Investidor ajudou EUA em diálogo com Kim

Com negócios pré-sanções na Coreia do Norte, Gabriel Schulze abriu canal entre regime e Jared Kushner, genro de Trump

O presidente Donald Trump e o ditador norte-coreano Kim Jong-un caminham para aperto de mão histórico em reunião em Singapura, em 12 de junho
O presidente Donald Trump e o ditador norte-coreano Kim Jong-un caminham para aperto de mão histórico em reunião em Singapura, em 12 de junho - Evan Vucci - 12.jun.18/Associated Press
Mark Mazzetti e Mark Landler
Washington | The New York Times

Um financista americano chamado Gabriel Schulze acenou ao governo Trump com uma proposta incomum: o regime norte-coreano queria conversar com Jared Kushner, genro e principal assessor do presidente.

Schulze explicou que uma importante autoridade da Coreia do Norte procurava um canal lateral para sondar a possibilidade de uma reunião entre o presidente Donald Trump e Kim Jong-un, que durante meses haviam trocado ameaças de confronto militar. 

Com residência em Singapura, Schulze construiu uma rede de contatos na Coreia do Norte durante viagens que fez para desenvolver oportunidades de negócios no Estado isolado. Para o regime, Kushner parecia um contato promissor.

Pyongyang julgava que, como membro da família do presidente, ele teria acesso ao sogro e estaria imune às mudanças de pessoal que tumultuaram os primeiros meses do governo. 

O gesto silencioso de Schulze foi apenas um passo em um caminho sinuoso que levou ao aperto de mãos na semana passada entre Trump e Kim em um hotel em estilo colonial numa ilha em Singapura —caminho que envolveu reuniões secretas entre espiões, conversas entre empresários de olho nos lucros e um papel antes não relatado de Kushner, segundo entrevistas com autoridades americanas atuais e passadas e outras pessoas inteiradas das negociações.

Ao procurar Kushner, os norte-coreanos seguiam o exemplo dos chineses, que antes tinham identificado o marido de Ivanka Trump como uma espécie de príncipe-consorte bem conectado, por meio do qual se pudesse contornar a burocracia do Departamento de Estado.

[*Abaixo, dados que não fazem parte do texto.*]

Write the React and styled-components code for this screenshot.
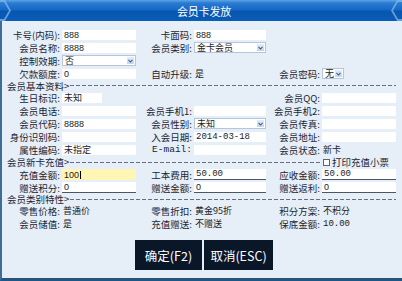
import React from 'react';
import styled, { createGlobalStyle } from 'styled-components';

const GlobalStyle = createGlobalStyle`
  html, body {
    margin: 0;
    padding: 0;
    background: #e6eff8;
  }
  body {
    font-family: "Noto Sans CJK SC", "Noto Sans", sans-serif;
  }
`;

const Arrow = () => (
  <ArrowBox>
    <svg width="5" height="4" viewBox="0 0 5 4">
      <path d="M0.5 0.8 L2.5 3 L4.5 0.8" fill="none" stroke="#2f5f9e" strokeWidth="1.1" />
    </svg>
  </ArrowBox>
);

const Label = ({ children, mono }) => <LabelText $mono={mono}>{children}</LabelText>;

const App = () => {
  return (
    <>
      <GlobalStyle />
      <Window>
        <TitleBar>
          <Chevron width="13" height="21" viewBox="0 0 13 21" $side="left">
            <polygon points="0,0 5,0 11,10.5 5,21 0,21 0,19 4,19 9,10.5 4,2 0,2" fill="#7fb6ea" opacity="0.75" />
          </Chevron>
          <TitleText>会员卡发放</TitleText>
          <Chevron width="13" height="21" viewBox="0 0 13 21" $side="right">
            <polygon points="13,0 8,0 2,10.5 8,21 13,21 13,19 9,19 4,10.5 9,2 13,2" fill="#7fb6ea" opacity="0.75" />
          </Chevron>
        </TitleBar>

        <Content>
          <Row>
            <Label>卡号(内码):</Label>
            <Field>888</Field>
            <Label>卡面码:</Label>
            <Field>888</Field>
          </Row>
          <Row>
            <Label>会员名称:</Label>
            <Field>8888</Field>
            <Label>会员类别:</Label>
            <Select><span>金卡会员</span><Arrow /></Select>
          </Row>
          <Row>
            <Label>控制效期:</Label>
            <Select><span>否</span><Arrow /></Select>
          </Row>
          <Row>
            <Label>欠款额度:</Label>
            <Field>0</Field>
            <Label>自动升级:</Label>
            <Value>是</Value>
            <Label>会员密码:</Label>
            <Select $w={22}><span>无</span><Arrow /></Select>
          </Row>

          <Section $h={11}>
            <SectionTitle>会员基本资料&gt;</SectionTitle>
            <Dashes />
          </Section>

          <Row>
            <Label>生日标识:</Label>
            <Field $w={40}>未知</Field>
            <span />
            <span />
            <Label>会员QQ:</Label>
            <Field />
          </Row>
          <Row>
            <Label>会员电话:</Label>
            <Field />
            <Label>会员手机1:</Label>
            <Field />
            <Label>会员手机2:</Label>
            <Field />
          </Row>
          <Row>
            <Label>会员代码:</Label>
            <Field>8888</Field>
            <Label>会员性别:</Label>
            <Select><span>未知</span><Arrow /></Select>
            <Label>会员传真:</Label>
            <Field />
          </Row>
          <Row>
            <Label>身份识别码:</Label>
            <Field />
            <Label>入会日期:</Label>
            <Field $mono>2014-03-18</Field>
            <Label>会员地址:</Label>
            <Field />
          </Row>
          <Row>
            <Label>属性编码:</Label>
            <Field>未指定</Field>
            <Label mono>E-mail:</Label>
            <Field />
            <Label>会员状态:</Label>
            <Value>新卡</Value>
          </Row>

          <Section $h={12}>
            <SectionTitle>会员新卡充值&gt;</SectionTitle>
            <Dashes />
            <PrintCheck>
              <CheckBox />
              打印充值小票
            </PrintCheck>
          </Section>

          <Row>
            <Label>充值金额:</Label>
            <Field $tone="yellow" $h={11}>100<Caret /></Field>
            <Label>工本费用:</Label>
            <Field $mono $line $h={11}>50.00</Field>
            <Label>应收金额:</Label>
            <Field $mono $line $h={11}>50.00</Field>
          </Row>
          <Row>
            <Label>赠送积分:</Label>
            <Field $line $h={11}>0</Field>
            <Label>赠送金额:</Label>
            <Field $line $h={11}>0</Field>
            <Label>赠送返利:</Label>
            <Field $line $h={11}>0</Field>
          </Row>

          <Section $h={10}>
            <SectionTitle>会员类别特性&gt;</SectionTitle>
            <Dashes />
          </Section>

          <Row>
            <Label>零售价格:</Label>
            <Value>普通价</Value>
            <Label>零售折扣:</Label>
            <Value>黄金95折</Value>
            <Label>积分方案:</Label>
            <Value>不积分</Value>
          </Row>
          <Row>
            <Label>会员储值:</Label>
            <Value>是</Value>
            <Label>充值赠送:</Label>
            <Value>不赠送</Value>
            <Label>保底金额:</Label>
            <Value $mono>10.00</Value>
          </Row>

          <Buttons>
            <Button $w={67}>确定(F2)</Button>
            <Button $w={69}>取消(ESC)</Button>
          </Buttons>
        </Content>
      </Window>
    </>
  );
};

export default App;

const Window = styled.div`
  width: 402px;
  height: 281px;
  display: flex;
  flex-direction: column;
  overflow: hidden;
  background: #e6eff8;
`
const TitleBar = styled.div`
  position: relative;
  flex: none;
  height: 21px;
  display: flex;
  align-items: center;
  justify-content: center;
  background: linear-gradient(#5da5e6 0, #2b7bd2 3px, #1467c4 10px, #0756b0 11px, #0a5cb7 100%);
`
const Chevron = styled.svg`
  position: absolute;
  top: 0;
  ${p => (p.$side === 'left' ? 'left: 0;' : 'right: 0;')}
`
const TitleText = styled.div`
  color: #ffffff;
  font-size: 11px;
  line-height: 12px;
  padding-left: 6px;
  letter-spacing: -0.2px;
`
const Content = styled.div`
  flex: 1;
  box-sizing: border-box;
  border-left: 2px solid #3d6d99;
  border-bottom: 3px solid #24557f;
  padding-top: 7px;
`
const Row = styled.div`
  display: grid;
  grid-template-columns: 58px 76px 56px 74px 54px 76px;
  height: 13px;
  align-items: center;
`
const LabelText = styled.div`
  text-align: right;
  white-space: nowrap;
  font-size: 9.5px;
  line-height: 10px;
  color: #1c2533;
  font-family: ${p => (p.$mono ? '"Liberation Mono", monospace' : '"Noto Sans CJK SC", sans-serif')};
`
const Field = styled.div`
  box-sizing: border-box;
  margin-left: 2px;
  width: ${p => (p.$w ? `${p.$w}px` : 'auto')};
  height: ${p => p.$h || 10}px;
  padding-left: 2px;
  display: flex;
  align-items: center;
  background: ${p => (p.$tone === 'yellow' ? '#fff6b4' : '#ffffff')};
  border-bottom: ${p => (p.$line ? '1px solid #4d5665' : 'none')};
  font-family: ${p => (p.$mono ? '"Liberation Mono", "Noto Sans CJK SC", monospace' : '"Liberation Sans", "Noto Sans CJK SC", sans-serif')};
  font-size: 9px;
  line-height: 10px;
  color: #1b1b1b;
  white-space: nowrap;
  overflow: hidden;
`
const Select = styled(Field)`
  height: 11px;
  justify-content: space-between;
  border: 1px solid #b6c6d8;
  padding-right: 1px;
  overflow: visible;
  line-height: 9px;
  font-family: "Noto Sans CJK SC", sans-serif;
`
const ArrowBox = styled.div`
  width: 7px;
  height: 7px;
  display: flex;
  align-items: center;
  justify-content: center;
  background: linear-gradient(#e4edf7, #c3d4e8);
`
const Value = styled.div`
  padding-left: 3px;
  font-size: 9px;
  line-height: 10px;
  color: #1b1b1b;
  white-space: nowrap;
  font-family: ${p => (p.$mono ? '"Liberation Mono", monospace' : '"Noto Sans CJK SC", sans-serif')};
`
const Caret = styled.span`
  width: 0;
  height: 8px;
  margin-left: 1px;
  border-left: 1px solid #000;
`
const Section = styled.div`
  display: flex;
  align-items: center;
  height: ${p => p.$h}px;
  padding: 0 6px 0 5px;
`
const SectionTitle = styled.div`
  font-size: 9.5px;
  line-height: 10px;
  color: #1c2533;
  white-space: nowrap;
`
const Dashes = styled.div`
  flex: 1;
  height: 1px;
  margin-left: 1px;
  background: repeating-linear-gradient(90deg, #66707d 0 4px, transparent 4px 6px);
`
const PrintCheck = styled.div`
  width: 73px;
  margin-left: 2px;
  display: flex;
  align-items: center;
  gap: 2px;
  font-size: 9.5px;
  line-height: 10px;
  color: #1c2533;
  white-space: nowrap;
`
const CheckBox = styled.span`
  box-sizing: border-box;
  width: 7px;
  height: 7px;
  background: #ffffff;
  border: 1px solid #5b6675;
`
const Buttons = styled.div`
  display: flex;
  justify-content: center;
  gap: 2px;
  margin-top: 10px;
  padding-left: 4px;
`
const Button = styled.button`
  width: ${p => p.$w}px;
  height: 30px;
  padding: 0;
  border: none;
  background: #0a1729;
  color: #ffffff;
  font-family: "Noto Sans CJK SC", sans-serif;
  font-size: 12.5px;
`
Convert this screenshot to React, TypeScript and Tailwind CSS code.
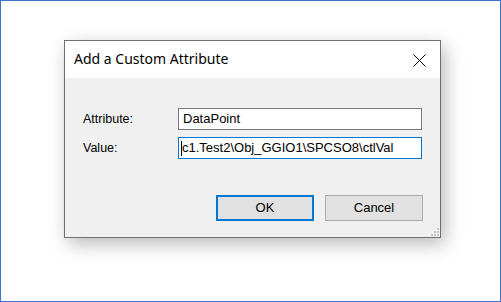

Quando procurou a Casa Branca, Schulze estava se aproveitando de uma abertura incomum em um governo em que as questões políticas e de negócios muitas vezes parecem se misturar. 

Outras figuras além de Schulze tiveram papéis importantes para a realização da cúpula entre Trump e Kim, como o presidente da Coreia do Sul, Moon Jae-in, que foi um mediador incansável. Mas pessoas que conhecem as negociações disseram que os primeiros contatos de Schulze foram úteis para pôr em ação a diplomacia até o encontro. 

Kushner, porém, não teve um papel direto nas negociações com autoridades norte-coreanas, segundo pessoas inteiradas da questão. Ele notificou Mike Pompeo, o diretor da CIA na época, sobre a proposta de Schulze e pediu que a CIA se encarregasse das discussões.

Não está claro por que Kushner achou que a CIA --e não o Departamento de Estado-- deveria assumir a liderança, embora ele tivesse uma relação antagônica com Rex Tillerson, secretário de Estado à época, e uma boa relação com Pompeo. 

A Casa Branca e a CIA não quiseram comentar o contato de Kushner com Schulze.

Para Schulze, herdeiro de uma família que ganhou bilhões de dólares com mineração, uma distensão no relacionamento dos EUA com a Coreia do Norte seria potencialmente lucrativo.

Sua firma, a SGI Frontier Capital, adota uma estratégia de alto risco de investir nos chamados mercados de fronteira, como Etiópia, Mongólia e outros. Ele fez diversos pequenos negócios com a Coreia do Norte antes que o governo Obama impusesse novas sanções econômicas em 2016.

"Acredito que a oportunidade seja encontrada na borda de nossa zona de conforto", disse ao Financial Times em 2013. Agora, em comunicado, Schulze afirmou: "Não discuto a natureza de meus negócios ou minhas relações pessoais". 

Outras pessoas já haviam se oferecido como mediadoras para negociar com Pyongyang, mas sem sucesso.